If mornings are a whirl of toast buttering, lost shoes and teeth brushing and evenings are a race to get everyone fed, bathed and put to bed, it can feel like there’s very little time for hanging out with your kids in the average weekday.

For some parents however, making the decision to be fully present during some of those hectic daily ‘chores’ is revolutionising their relationship with children.

The Slow Parenting movement challenges parents to give the “Hurry up!” a break and make time for children to stop and smell the roses.

Author and Slow Movement champion Carl Honoré describes it as an attempt to save children from the childhood rat race. In his bestselling book, Under Pressure, he lays out his belief that the pressure to give our children the best of everything and make them the best at everything is backfiring on kids, parents and society as a whole.

“Slow parents give their children plenty of time and space to explore the world on their own terms.” he says. “They keep the family schedule under control so that everyone has enough downtime to rest, reflect and just hang out together. They accept that bending over backwards to give children the best of everything may not always be the best policy (because it denies them the much more useful life lesson of how to make the best of what they’ve got.)

“Slow parenting means allowing our children to work out who they are rather than what we want them to be.”

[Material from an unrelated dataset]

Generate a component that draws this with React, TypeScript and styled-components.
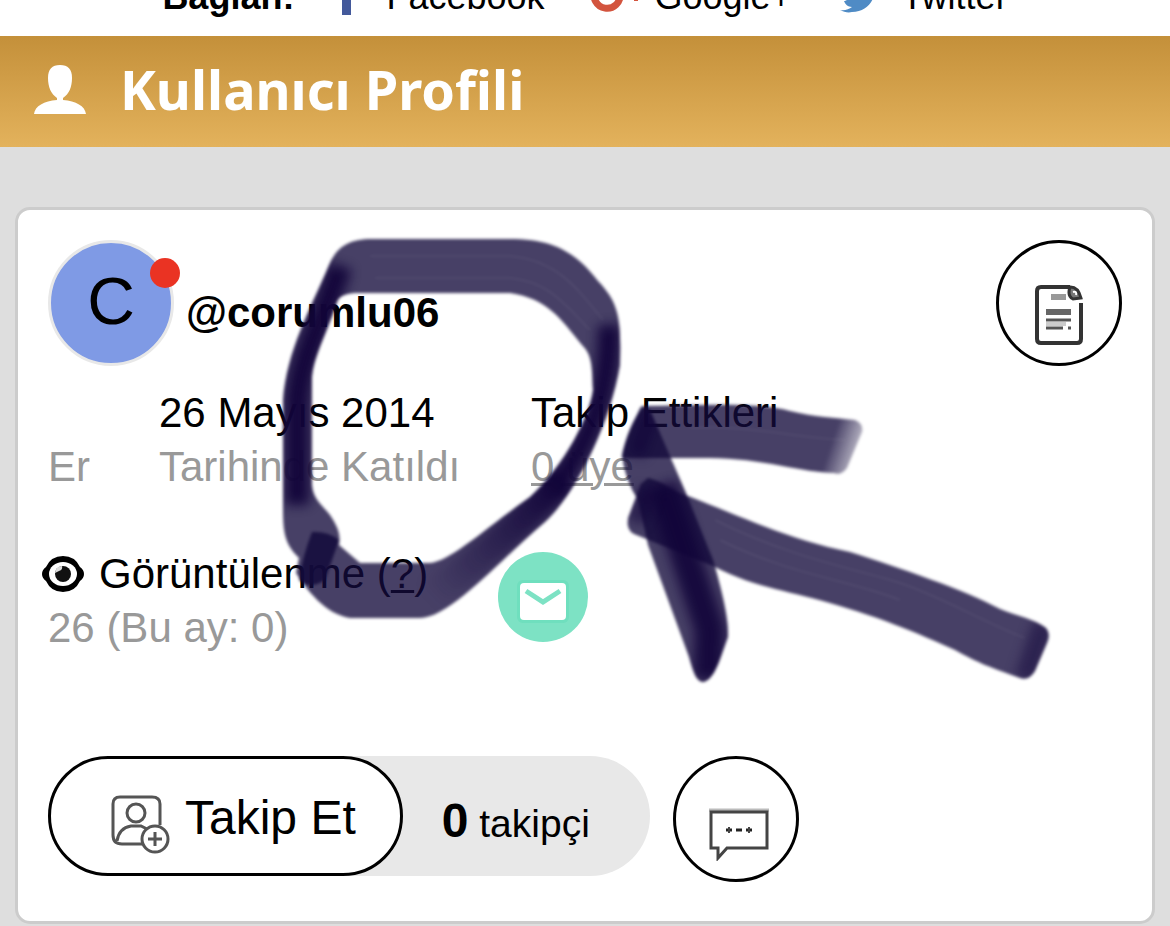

Slow Family Living workshop founder Carrie Contey agrees. Speaking to the Boston Globe, she urged parents to be intentional about making space for family time: “Like all of our other activities, we need to mark it on the calendar.” she said. “You might say, ‘we’re all here on Thursday mornings, so let’s make a leisurely pancake breakfast’; or one night a week take a walk in the dark before bed. Something like that can feel really special and the kids will remember it as they get older.”

Fancy giving Slow Parenting a bash? Here are five tricks to help you:

1. Put down the tea towel. Are you busy filling the dishwasher or wiping up spills while your children eat their dinner? Ignore the mess and sit with them for 15 minutes. Watch them noisily chomp carrots and examine each piece of chicken.

2. Cancel a class: Instead of booking back-to-back extra-curricular activities, leave weekends free for family fairy hunting in the forest or making mud pies in the back garden.

3. Do something out of the ordinary: One night a week, grab some flashlights and hunt bats in the neighbourhood or star gaze in the garden. Transfer dinner to a picnic blanket on the floor. Plug in the blender and make banana milkshakes for dessert.

4. Make bath time chat time: Instead of cleaning the sink or scanning Facebook while your kids are in the bath, sit with them and shoot the breeze. Make a shampoo mohawk or a bubble hat. Drink up their wet little faces and store away the memory for when they’re all grown up.

5. Ask the kids what they want to do (no TV or video games allowed). Whether it’s kicking a football or making a sofa cushion camp, letting children pick the activity is a surefire way to guarantee some serious laughs.